There's also some concern that maybe the U.S. economy is going to slow in 2019 or 2020, and we're going to have a recession. And maybe the Federal Reserve is going to raise interest rates too much. So I think there are a lot of things going on, and they all added up to gloom on the stock market.

MARTIN: Well, it wasn't all bad news, though. There were 155,000 jobs added. And so what does this new report about employment tell us?

WESSEL: You know, the employment report is looking in the rearview mirror. But it tells us that the economy is in very good shape. We did add a few thousand fewer jobs in November than we had in the previous months. But unemployment is, as you said, at a 50-year low. And all the other measures of the labor market are looking strong except wages.

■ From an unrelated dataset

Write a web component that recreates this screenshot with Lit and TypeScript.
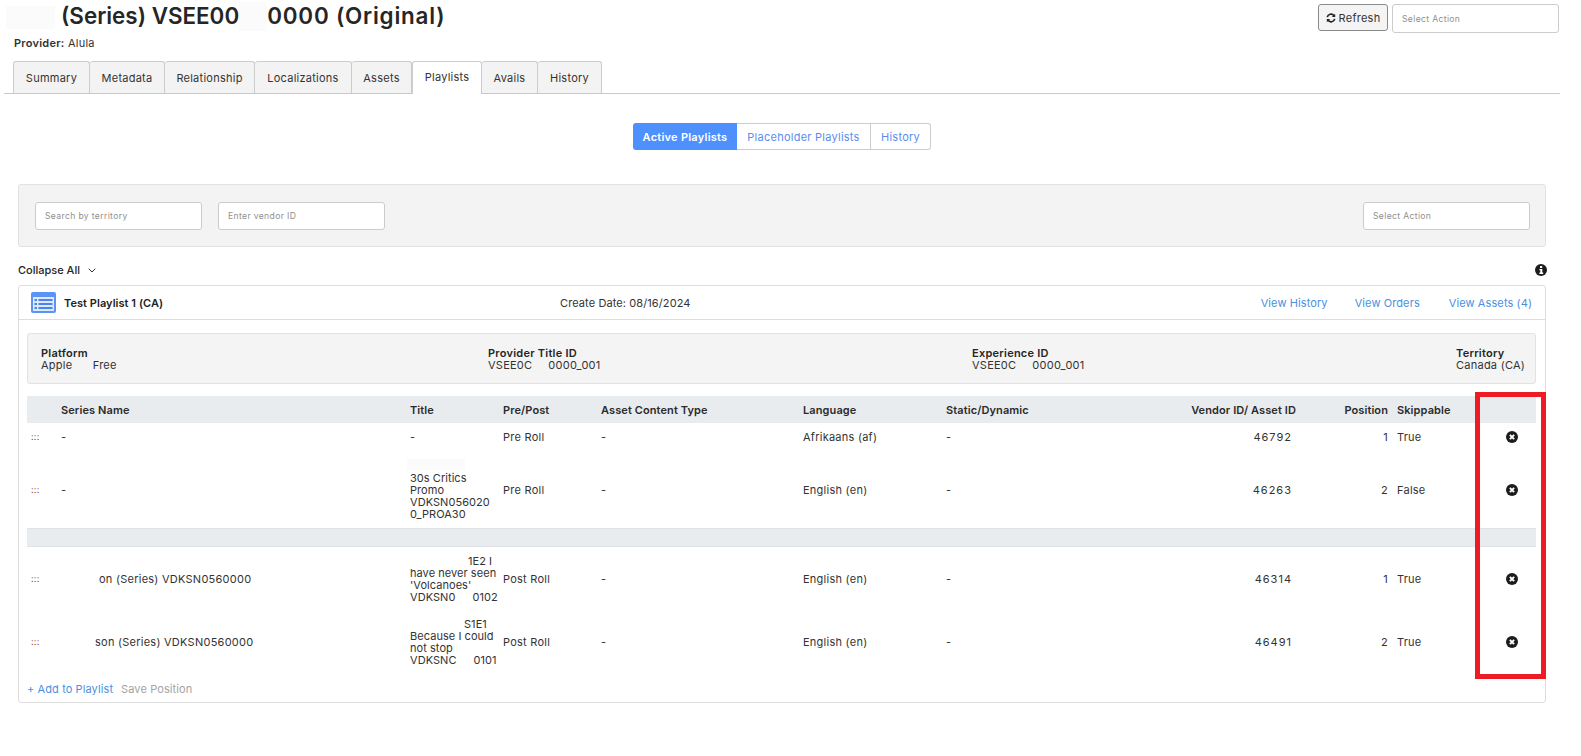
import { html, css, LitElement, svg } from "lit";
import { customElement } from "lit/decorators.js";

const TABS = ["Summary", "Metadata", "Relationship", "Localizations", "Assets", "Playlists", "Avails", "History"];

const closeIcon = svg`<circle cx="6" cy="6" r="6" fill="#1c1c1c"/><path d="M3.9 3.9l4.2 4.2M8.1 3.9l-4.2 4.2" stroke="#fff" stroke-width="2"/>`;

@customElement("app-root")
export class AppRoot extends LitElement {
  row(cls: string, series: unknown, title: unknown, prePost: string, lang: string, vendor: string, pos: string, skip: string) {
    return html`
      <div class="grid row ${cls}">
        <span class="handle">:::</span>
        <span>${series}</span>
        <span class="title-cell">${title}</span>
        <span>${prePost}</span>
        <span>-</span>
        <span>${lang}</span>
        <span>-</span>
        <span class="num vendor">${vendor}</span>
        <span class="num">${pos}</span>
        <span class="skip">${skip}</span>
        <span class="act"><svg width="12" height="12" viewBox="0 0 12 12">${closeIcon}</svg></span>
      </div>
    `;
  }

  render() {
    return html`
      <header class="top">
        <div>
          <h1><span class="mask m-a"></span>(Series) VSEE00<span class="mask m-b"></span><span class="tail">0000 (Original)</span></h1>
          <div class="provider"><b>Provider:</b> Alula</div>
        </div>
        <div class="top-actions">
          <button class="refresh">
            <svg width="10" height="10" viewBox="0 0 12 12" fill="none" stroke="#222" stroke-width="2">
              <path d="M1.5 5A4.6 4.6 0 0 1 9.6 3.2"/><path d="M10.5 7A4.6 4.6 0 0 1 2.4 8.8"/>
              <path d="M11 .8v4H7z" fill="#222" stroke="none"/><path d="M1 11.2v-4h4z" fill="#222" stroke="none"/>
            </svg>
            Refresh
          </button>
          <div class="field top-select">Select Action</div>
        </div>
      </header>

      <nav class="tabs">
        ${TABS.map((t) => html`<div class="tab ${t === "Playlists" ? "on" : ""}">${t}</div>`)}
      </nav>

      <main>
        <div class="seg-wrap">
          <div class="seg">
            <div class="seg-item active">Active Playlists</div>
            <div class="seg-item ph">Placeholder Playlists</div>
            <div class="seg-item hist">History</div>
          </div>
        </div>

        <section class="filters">
          <div class="field f1">Search by territory</div>
          <div class="field f2">Enter vendor ID</div>
          <div class="field f3">Select Action</div>
        </section>

        <div class="collapse">
          <span>Collapse All
            <svg class="chev" width="8" height="5" viewBox="0 0 8 5" fill="none" stroke="#333"><path d="M.7.7L4 4l3.3-3.3"/></svg>
          </span>
          <svg width="12" height="12" viewBox="0 0 12 12">
            <circle cx="6" cy="6" r="6" fill="#1c1c1c"/>
            <rect x="5" y="2" width="2.2" height="2" fill="#fff"/>
            <path d="M4.4 5h2.9v3.6h.9V10H4.4V8.6h.9V6.3h-.9z" fill="#fff"/>
          </svg>
        </div>

        <section class="card">
          <div class="card-head">
            <div class="card-title">
              <svg width="25" height="21" viewBox="0 0 25 21">
                <rect width="25" height="21" rx="2" fill="#5b93f7"/>
                <rect x="2" y="5" width="21" height="14" fill="#dfe9fc"/>
                <g fill="#4a84ee">
                  <rect x="3.5" y="7" width="2.5" height="2"/><rect x="7.5" y="7" width="14" height="2"/>
                  <rect x="3.5" y="11" width="2.5" height="2"/><rect x="7.5" y="11" width="14" height="2"/>
                  <rect x="3.5" y="15" width="2.5" height="2"/><rect x="7.5" y="15" width="14" height="2"/>
                </g>
              </svg>
              <b>Test Playlist 1 (CA)</b>
            </div>
            <div class="create">Create Date: 08/16/2024</div>
            <div class="links">
              <a class="l1">View History</a>
              <a class="l2">View Orders</a>
              <a class="l3">View Assets (4)</a>
            </div>
          </div>

          <div class="info">
            <div class="i1"><b>Platform</b><br />Apple<span class="gap g16"></span> Free</div>
            <div class="i2"><b>Provider Title ID</b><br />VSEE0C<span class="gap g12"></span>0000_001</div>
            <div class="i3"><b>Experience ID</b><br />VSEE0C<span class="gap g12"></span>0000_001</div>
            <div class="i4"><b>Territory</b><br />Canada (CA)</div>
          </div>

          <div class="grid thead">
            <span></span>
            <span>Series Name</span>
            <span>Title</span>
            <span>Pre/Post</span>
            <span>Asset Content Type</span>
            <span>Language</span>
            <span>Static/Dynamic</span>
            <span class="num">Vendor ID/ Asset ID</span>
            <span class="num">Position</span>
            <span class="skip">Skippable</span>
            <span></span>
          </div>

          ${this.row("r1", "-", "-", "Pre Roll", "Afrikaans (af)", "46792", "1", "True")}
          ${this.row("r2", "-", html`<span class="mask line"></span><br />30s Critics<br />Promo<br />VDKSN056020<br />0_PROA30`, "Pre Roll", "English (en)", "46263", "2", "False")}
          <div class="divider"></div>
          ${this.row("r3", html`<span class="gap g31"></span>on (Series) VDKSN0560000`, html`<span class="gap g48"></span>1E2 I<br />have never seen<br />'Volcanoes'<br />VDKSN0<span class="gap g10"></span>0102`, "Post Roll", "English (en)", "46314", "1", "True")}
          ${this.row("r3", html`<span class="gap g27"></span>son (Series) VDKSN0560000`, html`<span class="gap g46"></span>S1E1<br />Because I could<br />not stop<br />VDKSNC<span class="gap g10"></span>0101`, "Post Roll", "English (en)", "46491", "2", "True")}

          <div class="foot">
            <a>+ Add to Playlist</a>
            <span>Save Position</span>
          </div>
        </section>
      </main>

      <div class="callout"></div>
    `;
  }

  static styles = css`
    :host {
      display: block;
      position: relative;
      width: 1581px;
      height: 756px;
      overflow: hidden;
      background: #fff;
      color: #333;
      font: 11px/12px Inter, "Liberation Sans", sans-serif;
      letter-spacing: 0.25px;
    }
    b {
      font-weight: 600;
    }
    .top {
      display: flex;
      justify-content: space-between;
      height: 60px;
      padding-left: 14px;
      box-sizing: border-box;
    }
    h1 {
      margin: 0 0 0 -8px;
      height: 36px;
      font-size: 22.4px;
      font-weight: 600;
      line-height: 32px;
      letter-spacing: 0;
      color: #262626;
      white-space: nowrap;
    }
    .tail {
      letter-spacing: 0.8px;
    }
    .mask {
      display: inline-block;
      background: #fbfbfb;
    }
    .m-a {
      width: 49px;
      height: 23px;
      margin-right: 6px;
      vertical-align: -5px;
    }
    .m-b {
      width: 28px;
      height: 29px;
      vertical-align: -7px;
    }
    .provider {
      margin-top: 1px;
    }
    .top-actions {
      display: flex;
      gap: 4px;
      align-items: flex-start;
      padding: 4px 22px 0 0;
    }
    .refresh {
      display: flex;
      align-items: center;
      justify-content: center;
      gap: 3px;
      width: 70px;
      height: 27px;
      padding: 0;
      border: 1px solid #8a8a8a;
      border-radius: 3px;
      background: #f4f4f4;
      color: #333;
      font: inherit;
      letter-spacing: inherit;
    }
    .field {
      box-sizing: border-box;
      display: flex;
      align-items: center;
      width: 167px;
      height: 28px;
      padding-left: 9px;
      border: 1px solid #ccc;
      border-radius: 3px;
      background: #fff;
      color: #8f8f8f;
      font-size: 8.6px;
      letter-spacing: 0.35px;
    }
    .top-select {
      height: 29px;
    }
    .tabs {
      display: grid;
      grid-template-columns: 77px 75px 90px 97px 60px 70px 56px 64px;
      align-items: end;
      height: 33px;
      margin: 0 21px 0 4px;
      padding-left: 9px;
      border-bottom: 1px solid #c9c9c9;
    }
    .tab {
      display: flex;
      align-items: center;
      justify-content: center;
      box-sizing: border-box;
      height: 32px;
      border: 1px solid #ccc;
      border-bottom: 0;
      border-left-width: 0;
      border-radius: 3px 3px 0 0;
      background: #f3f3f3;
    }
    .tab:first-child {
      border-left-width: 1px;
    }
    .tab.on {
      height: 33px;
      margin-bottom: -1px;
      padding-bottom: 3px;
      border-left-width: 1px;
      background: #fff;
    }
    main {
      margin: 0 35px 0 18px;
    }
    .seg-wrap {
      display: flex;
      justify-content: center;
      padding-top: 29px;
    }
    .seg {
      display: grid;
      grid-template-columns: 104px 134px 60px;
      height: 27px;
      border-radius: 3px;
    }
    .seg-item {
      display: flex;
      align-items: center;
      justify-content: center;
      border: 1px solid #ccc;
      border-left: 0;
      color: #5b8def;
    }
    .seg-item.active {
      border: 0;
      border-radius: 3px 0 0 3px;
      background: #4d90fe;
      color: #fff;
      font-weight: 600;
    }
    .seg-item.hist {
      border-radius: 0 3px 3px 0;
    }
    .filters {
      display: flex;
      align-items: center;
      box-sizing: border-box;
      height: 63px;
      margin-top: 34px;
      padding: 0 15px 0 16px;
      border: 1px solid #e2e2e2;
      border-radius: 3px;
      background: #f3f3f3;
    }
    .f1 {
      margin-right: 16px;
    }
    .f3 {
      margin-left: auto;
    }
    .collapse {
      display: flex;
      align-items: center;
      justify-content: space-between;
      box-sizing: border-box;
      height: 38px;
      padding-top: 7px;
      margin-right: -1px;
      font-weight: 500;
      letter-spacing: 0;
      color: #262626;
    }
    .chev {
      margin-left: 5px;
      vertical-align: 1px;
    }
    .card {
      box-sizing: border-box;
      height: 418px;
      padding: 0 9px 0 8px;
      border: 1px solid #ddd;
      border-radius: 3px;
    }
    .card-head {
      display: grid;
      grid-template-columns: 529px 1fr auto;
      align-items: center;
      height: 33px;
      margin: 0 -9px 0 -8px;
      padding: 0 13px 0 12px;
      border-bottom: 1px solid #ddd;
    }
    .card-title {
      display: flex;
      align-items: center;
      gap: 8px;
      letter-spacing: 0.05px;
      color: #222;
    }
    .create {
      letter-spacing: 0.1px;
    }
    .links {
      display: flex;
      letter-spacing: 0.1px;
      color: #4a8fe0;
    }
    .l1 {
      margin-right: 27px;
    }
    .l2 {
      margin-right: 29px;
    }
    .info {
      display: grid;
      grid-template-columns: 447px 484px 484px auto;
      box-sizing: border-box;
      align-items: center;
      height: 51px;
      margin-top: 13px;
      padding: 0 14px 0 13px;
      border: 1px solid #e2e2e2;
      border-radius: 3px;
      background: #f4f4f4;
      white-space: nowrap;
    }
    .info b {
      color: #262626;
    }
    .gap {
      display: inline-block;
    }
    .g10 {
      width: 17px;
    }
    .g12 {
      width: 16px;
    }
    .g16 {
      width: 17px;
    }
    .g27 {
      width: 34px;
    }
    .g31 {
      width: 38px;
    }
    .g46 {
      width: 54px;
    }
    .g48 {
      width: 58px;
    }
    .grid {
      display: grid;
      grid-template-columns: 34px 349px 93px 98px 202px 143px 234px 116px 92px 87px 62px;
      align-items: center;
      white-space: nowrap;
    }
    .thead {
      height: 27px;
      margin-top: 12px;
      background: #e9ecef;
      font-weight: 600;
      letter-spacing: 0.1px;
      color: #2b2b2b;
    }
    .r1 {
      height: 28px;
    }
    .r2 {
      height: 77px;
    }
    .r3 {
      height: 63px;
    }
    .handle {
      padding-left: 4px;
      color: #8a4a3c;
      font-size: 9px;
    }
    .title-cell {
      display: block;
      letter-spacing: 0.05px;
    }
    .line {
      width: 58px;
      height: 11px;
      margin-left: -3px;
    }
    .num {
      text-align: right;
    }
    .vendor {
      padding-right: 4px;
      letter-spacing: 1px;
    }
    .skip {
      padding-left: 9px;
    }
    .act {
      display: flex;
      justify-content: center;
      padding-left: 12px;
    }
    .divider {
      box-sizing: border-box;
      height: 19px;
      border-top: 1px solid #dee2e6;
      border-bottom: 1px solid #dee2e6;
      background: #e9ecef;
    }
    .foot {
      display: flex;
      gap: 8px;
      margin-top: 10px;
      letter-spacing: 0.1px;
      color: #a3a3a3;
    }
    .foot a {
      color: #4a90e2;
    }
    .callout {
      position: absolute;
      left: 1475px;
      top: 392px;
      box-sizing: border-box;
      width: 71px;
      height: 287px;
      border: 5px solid #ed1c24;
    }
  `;
}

The question going forward is, are wages about to take off? Are we going to have too much inflation? And then is the Fed going to raise interest rates and cause a recession? Or is - are we finally getting to the point where workers are going to be benefiting, and the Fed will let this go on for a while? And the market's a little confused about that, and that's contributing to the uncertainty.

MARTIN: And, finally, can I ask you, what - there are the numbers and then there's how people feel about them. How do Americans feel about the economy right now?

WESSEL: Well, if you look at the measures of consumer confidence, they're improving. People feel pretty good about the economy. But, on the other hand, you know that there are a lot of people who feel they've been left out of the benefits of globalization and technology. Many of these people voted for Donald Trump in 2016 or voted for some of the Democrats in 2018. They don't really care what happens to the stock market. But some of the same uncertainty that's driving investors to be cautious is making Americans worry. Does our government have the capacity and the tools and the willingness to fix what ails the economy for working people? And I think that's an open question.

MARTIN: That's David Wessel. He's director of the Hutchins Center on Fiscal and Monetary Policy at the Brookings Institution.

David, thanks so much for joining us once again.